Em Cavalcante, apesar de corresponder a cerca de 80% da população local, a comunidade Kalunga, o maior quilombo do Brasil, ainda não havia conseguido eleger um prefeito. "Foi preciso romper com estigmas históricos que ainda colocam os quilombolas na incómoda posição de bons para votar, não para serem votados", disse Vilmar ao portal UOL.

Na eleição municipal, entretanto, 57 representantes dos quilombolas foram eleitos: além de Vilmar, venceu as eleições um vice-prefeito no Maranhão e 55 candidatos a vereadores em cidades de dez estados diferentes do Brasil, segundo a Coordenação Nacional de Articulação das Comunidades Negras Rurais Quilombolas (CONAQ).

Para Sandra Pereira Braga, coordenadora da CONAQ em Goiás, o resultado representa "uma revolução". "É muito importante para a CONAQ ter esses representantes porque reforça que nós precisamos ocupar espaço de poder e isso vai servir de modelo para todo o Brasil".

O discurso de Bolsonaro sobre quilombolas ao longo da sua carreira política também foi alvo de críticas. "Eu fui a um quilombo. O afrodescendente mais leve lá pesava sete arrobas. Não fazem nada. Eu acho que nem para procriador eles servem mais", disse em pré-campanha para as eleições presidenciais de 2018.

"Se eu chegar lá (à presidência), não vai haver dinheiro para ONG. Esses vagabundos vão ter que trabalhar. Pode ter a certeza que se eu chegar lá, no que depender de mim, todo o mundo terá uma arma de fogo em casa e não vai ter um centímetro demarcado para reserva indígena ou para quilombola", declarou noutra ocasião.

Nenhuma minoria, entretanto, teve um aumento tão substancial como a dos que se identificam como transexuais e travestis - 25 pessoas foram eleitas para ocupar cadeiras nas Câmaras de Vereadores de 22 cidades diferentes do Brasil, um crescimento de 212% em relação ao sufrágio de 2016, segundo levantamento da Associação Nacional de Travestis e Transexuais (Antra) e do portal UOL.

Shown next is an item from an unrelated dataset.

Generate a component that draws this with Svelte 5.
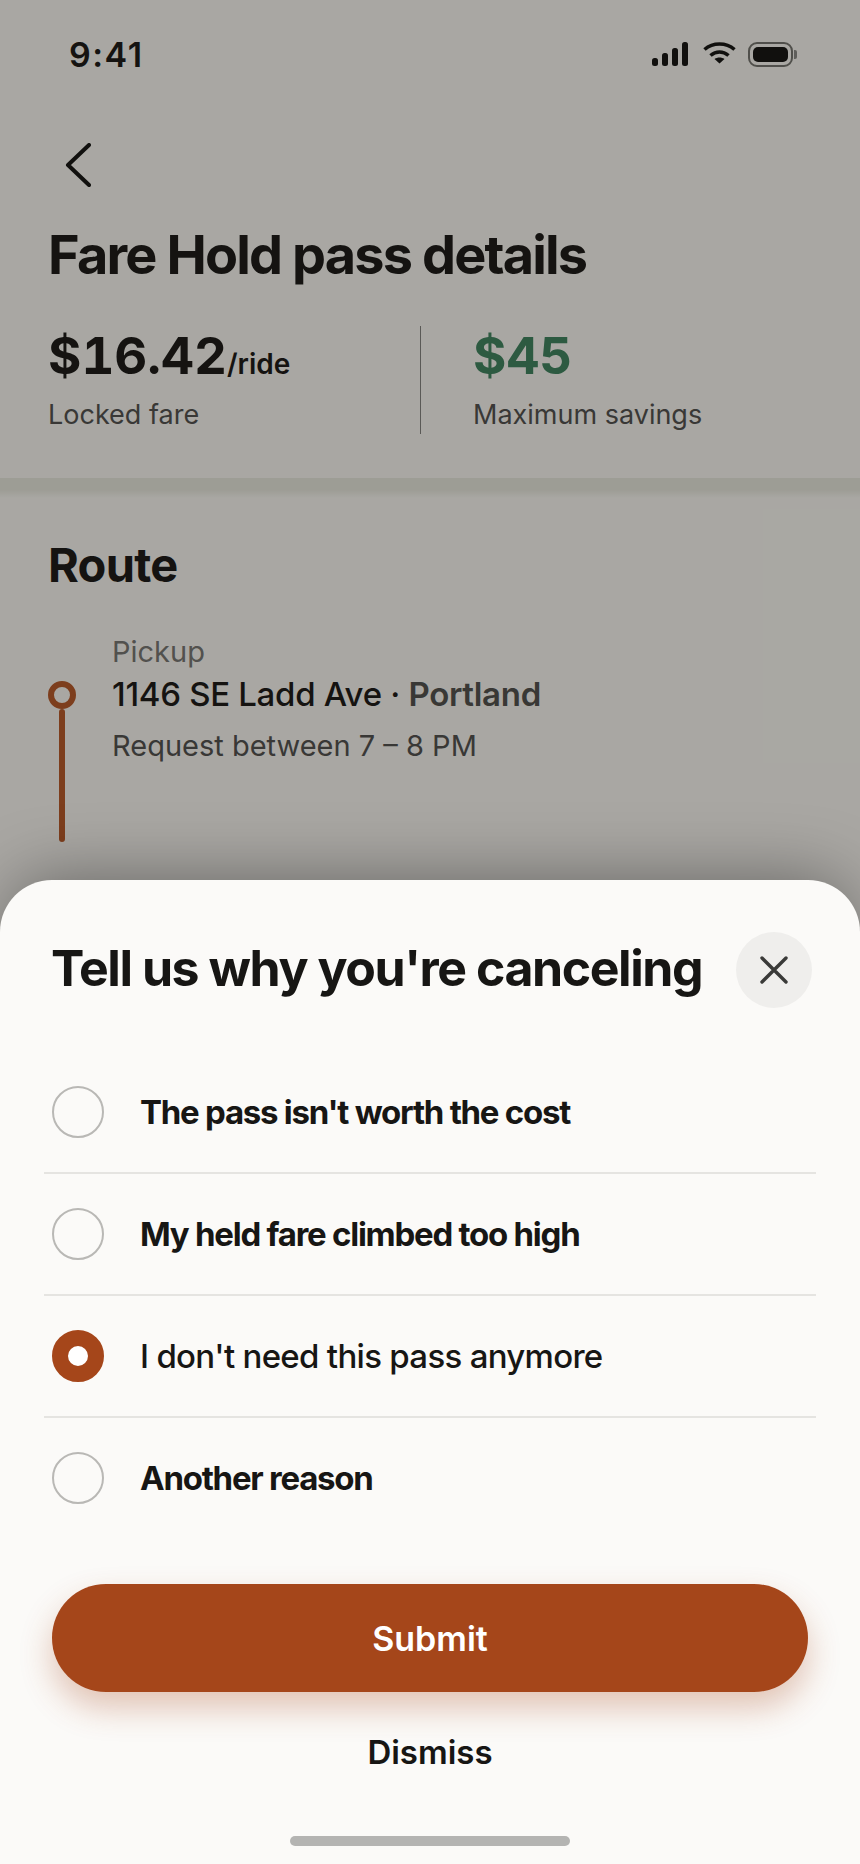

Em São Paulo, que é o maior colégio eleitoral do país, elegeram-se Thammy Miranda (PL), ator que nasceu do sexo feminino e protagonizou controversa propaganda publicitária recente, Erika Hilton, Carolina Iara e Samara Santana, todas do PSOL.

Há ainda 176 pessoas que se identificam como transexuais ou travestis eleitas suplentes nos seus municípios.

Mas o destaque vai para as duas candidatas transexuais mais votadas para o cargo de vereadora em duas capitais do Brasil - Linda Brasil (PSOL), em Aracaju, Sergipe, e a professora Duda Salabert, que, com 37.613 votos, se tornou a mais votada da história da Câmara de Vereadores de Belo Horizonte, capital de Minas Gerais, o segundo estado mais populoso do Brasil.

Salabert disse ao jornal Estado de Minas que vai priorizar a diversidade, o que não é surpreendente, e a educação, o que também é natural, dado o "professora" no seu nome de guerra eleitoral.

Mas não terá vida fácil. O segundo mais votado em Belo Horizonte foi Nikolas Ferreira (PRTB), ligado ao grupo evangélico Comunidade Graça e Paz, militante do movimento Direita Minas e bolsonarista convicto. "Eu ainda irei chamá-la de 'ele'. Ele é homem, é isso que está na certidão dele, independentemente do que ele acha que é".

Duda não se importa porque "quanto mais diverso for o Legislativo, melhor vai ser o debate e a presença de pessoas conservadoras é muito bem-vinda para o debate". "Agora, o que não toleramos é a violação das instituições brasileiras, das leis e da Constituição porque transfobia é crime inafiançável".